**Short exercise**
In the data, extract each line that holds the string "styles".

**Dataset extract**
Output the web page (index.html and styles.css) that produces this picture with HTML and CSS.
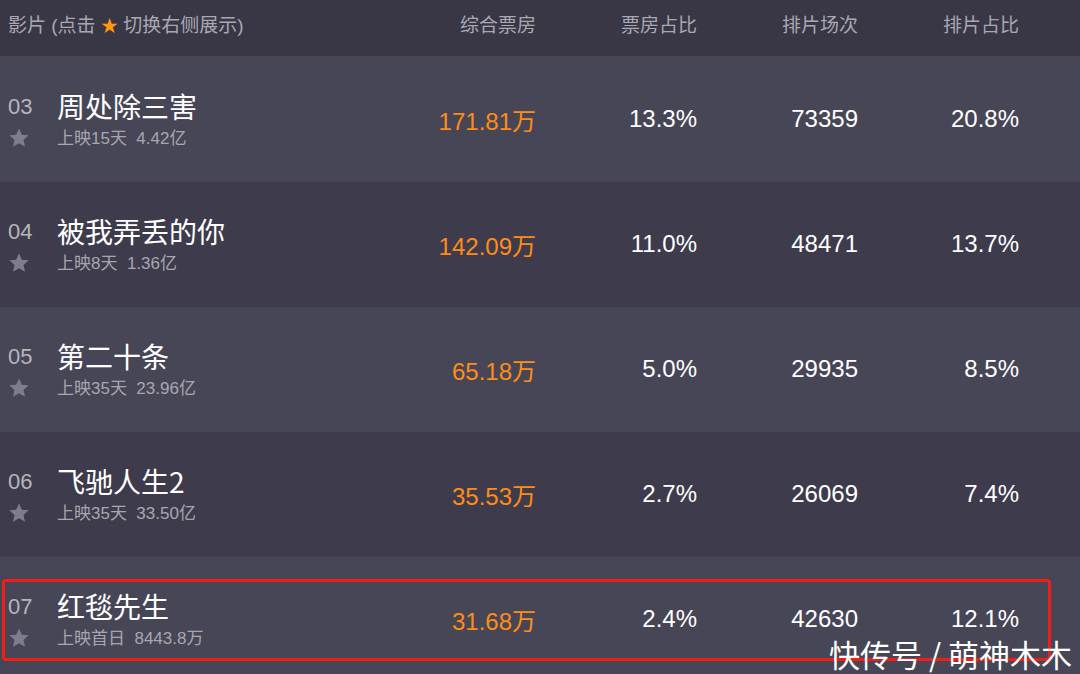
FILE: index.html
```html
<!DOCTYPE html>
<html lang="zh-CN">
<head>
<meta charset="utf-8">
<link rel="stylesheet" href="styles.css">
</head>
<body>
<div class="board">
  <div class="head">
    <div class="head-title">影片 (点击 <span class="hstar">★</span> 切换右侧展示)</div>
    <div class="head-col">综合票房</div>
    <div class="head-col">票房占比</div>
    <div class="head-col">排片场次</div>
    <div class="head-col">排片占比</div>
  </div>

  <div class="row light">
    <div class="film">
      <div class="idx"><div class="num">03</div><svg class="star" viewBox="0 0 24 24"><path d="M12 1.5l3.1 7 7.4.6-5.6 5 1.7 7.4L12 17.6l-6.6 3.9 1.7-7.4-5.6-5 7.4-.6z"/></svg></div>
      <div class="info"><div class="name">周处除三害</div><div class="sub">上映15天&nbsp;&nbsp;4.42亿</div></div>
    </div>
    <div class="val orange">171.81万</div>
    <div class="val">13.3%</div>
    <div class="val">73359</div>
    <div class="val">20.8%</div>
  </div>

  <div class="row dark">
    <div class="film">
      <div class="idx"><div class="num">04</div><svg class="star" viewBox="0 0 24 24"><path d="M12 1.5l3.1 7 7.4.6-5.6 5 1.7 7.4L12 17.6l-6.6 3.9 1.7-7.4-5.6-5 7.4-.6z"/></svg></div>
      <div class="info"><div class="name">被我弄丢的你</div><div class="sub">上映8天&nbsp;&nbsp;1.36亿</div></div>
    </div>
    <div class="val orange">142.09万</div>
    <div class="val">11.0%</div>
    <div class="val">48471</div>
    <div class="val">13.7%</div>
  </div>

  <div class="row light">
    <div class="film">
      <div class="idx"><div class="num">05</div><svg class="star" viewBox="0 0 24 24"><path d="M12 1.5l3.1 7 7.4.6-5.6 5 1.7 7.4L12 17.6l-6.6 3.9 1.7-7.4-5.6-5 7.4-.6z"/></svg></div>
      <div class="info"><div class="name">第二十条</div><div class="sub">上映35天&nbsp;&nbsp;23.96亿</div></div>
    </div>
    <div class="val orange">65.18万</div>
    <div class="val">5.0%</div>
    <div class="val">29935</div>
    <div class="val">8.5%</div>
  </div>

  <div class="row dark">
    <div class="film">
      <div class="idx"><div class="num">06</div><svg class="star" viewBox="0 0 24 24"><path d="M12 1.5l3.1 7 7.4.6-5.6 5 1.7 7.4L12 17.6l-6.6 3.9 1.7-7.4-5.6-5 7.4-.6z"/></svg></div>
      <div class="info"><div class="name">飞驰人生2</div><div class="sub">上映35天&nbsp;&nbsp;33.50亿</div></div>
    </div>
    <div class="val orange">35.53万</div>
    <div class="val">2.7%</div>
    <div class="val">26069</div>
    <div class="val">7.4%</div>
  </div>

  <div class="row light">
    <div class="film">
      <div class="idx"><div class="num">07</div><svg class="star" viewBox="0 0 24 24"><path d="M12 1.5l3.1 7 7.4.6-5.6 5 1.7 7.4L12 17.6l-6.6 3.9 1.7-7.4-5.6-5 7.4-.6z"/></svg></div>
      <div class="info"><div class="name">红毯先生</div><div class="sub">上映首日&nbsp;&nbsp;8443.8万</div></div>
    </div>
    <div class="val orange">31.68万</div>
    <div class="val">2.4%</div>
    <div class="val">42630</div>
    <div class="val">12.1%</div>
  </div>

  <div class="highlight"></div>
  <div class="watermark">快传号 / 萌神木木</div>
</div>
</body>
</html>
```

FILE: styles.css
```css
html, body {
  margin: 0;
  padding: 0;
  background: #474657;
}
body {
  width: 1080px;
  height: 674px;
  overflow: hidden;
  font-family: "Liberation Sans", "Noto Sans CJK SC", sans-serif;
}
.board {
  position: relative;
  width: 1080px;
  height: 674px;
  overflow: hidden;
}
.head {
  display: grid;
  grid-template-columns: 1fr 161px 161px 161px 161px;
  padding-right: 61px;
  height: 56px;
  align-items: center;
  background: #393745;
  color: #a9a8b2;
  font-size: 19px;
}
.head-title {
  padding-left: 8px;
  padding-bottom: 10px;
}
.hstar {
  color: #ff9a0e;
  font-size: 17px;
}
.head-col {
  text-align: right;
  font-size: 19px;
  padding-bottom: 10px;
}
.row {
  display: grid;
  grid-template-columns: 1fr 161px 161px 161px 161px;
  padding-right: 61px;
  height: 125px;
  align-items: center;
}
.row.light { background: #474657; }
.row.dark { background: #3e3c4c; }
.head + .row { margin-top: 1px; }
.film {
  display: flex;
  align-self: start;
  padding-top: 34px;
}
.idx {
  width: 57px;
  padding-left: 8px;
  box-sizing: border-box;
  display: flex;
  flex-direction: column;
}
.num {
  font-size: 22px;
  line-height: 28px;
  margin-top: 2px;
  color: #b6b5bd;
}
.star {
  width: 22px;
  height: 22px;
  margin-top: 6px;
  fill: #7e7d8b;
}
.info {
  display: flex;
  flex-direction: column;
}
.name {
  font-size: 28px;
  line-height: 30px;
  color: #ffffff;
  font-family: "Noto Sans CJK SC", sans-serif;
}
.sub {
  margin-top: 6px;
  font-size: 17px;
  line-height: 24px;
  color: #a7a6b0;
}
.val {
  text-align: right;
  font-size: 24px;
  color: #ffffff;
  padding-bottom: 1px;
}
.val.orange { color: #ff8c17; }
.highlight {
  position: absolute;
  left: 2px;
  top: 579px;
  width: 1043px;
  height: 76px;
  border: 3px solid #f21d16;
  border-radius: 4px;
}
.watermark {
  position: absolute;
  right: 8px;
  top: 638px;
  font-family: "Noto Sans CJK SC", sans-serif;
  font-size: 31px;
  line-height: 32px;
  color: #ffffff;
  white-space: nowrap;
}
```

**Complete answer**
Output the web page (index.html and styles.css) that produces this picture with HTML and CSS.
<link rel="stylesheet" href="styles.css">
FILE: styles.css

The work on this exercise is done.